Still one problem, however
There still seems to be one problem – the mount keeps turning itself off for brief intervals, just a second or so. I’ve tried the obvious things of making sure the power cable is making good contact with the center pin on the CP3 controller box, checked wiring connections back to the power supply, but still have not found what the problem is.
Update – August 10, 2013
The declination motor and encoder failed as well. Clearly the electronics of this mount were on their “last legs”. We’ll see if the new motor and encoder have any effect on the power-off episodes.
Update – July 19th, 2014
The constant turning on-and-off of the hand controller turned out to be dirty contacts inside the hand control unit. I simply opened it up and cleaned the pins where each of the four main ribbon cables connect with rubbing alcohol and all is fine!
Rig #2: J19150199+071747
A new CV (in Aquila?) which was bright enough that I used the V filter early in the run but is now so faint that 90-second integrations through the clear filter are only yielding S/N of around 35-40. So my time observing this object may be nearing it’s end, especially with the moon now moving back towards fullness. Tonight is about the seventh night of coverage for this object.
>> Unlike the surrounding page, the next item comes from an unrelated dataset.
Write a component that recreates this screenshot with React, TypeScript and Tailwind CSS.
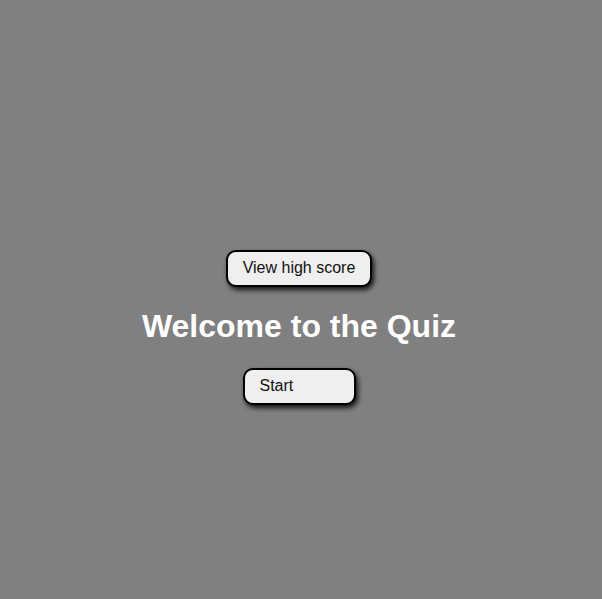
export default function App() {
  return (
    <div
      className="min-h-[599px] w-full bg-[#808080] flex flex-col items-center pt-[250px] pr-[4px]"
      style={{ fontFamily: '"Liberation Sans", Arial, sans-serif' }}
    >
      <button className="h-[37px] px-[15px] pb-[2px] border-2 border-black rounded-[10px] bg-[#efefef] text-[16px] text-[#111] shadow-[2px_3px_5px_rgba(0,0,0,0.85)]">
        View high score
      </button>
      <h1 className="mt-[21px] mb-[23px] text-[32px] font-bold text-white leading-[37px]">
        Welcome to the Quiz
      </h1>
      <button className="h-[37px] w-[113px] px-[15px] pb-[2px] text-left border-2 border-black rounded-[10px] bg-[#efefef] text-[16px] text-[#111] shadow-[2px_3px_5px_rgba(0,0,0,0.85)]">
        Start
      </button>
    </div>
  );
}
The CGE mount seems to be working fairly well right now, but a few weeks ago began having “no response 16” and “no response 17” issues. I’m not sure it was really the problem, but opening the RA motor cover and re-seating a couple of the connectors seemed to help – no troubles since.
Problem flipping after meridian crossing
Seems like there is a problem as the did not want to flip after meridian crossing. One thing I noticed was that the “german” box was not checked in the “telescope setup” window in MaxPoint. I’d seen that before but had set it with a checkmark. Looks like that does not stick – may need to check it at the beginning of the night. Why it did not get saved?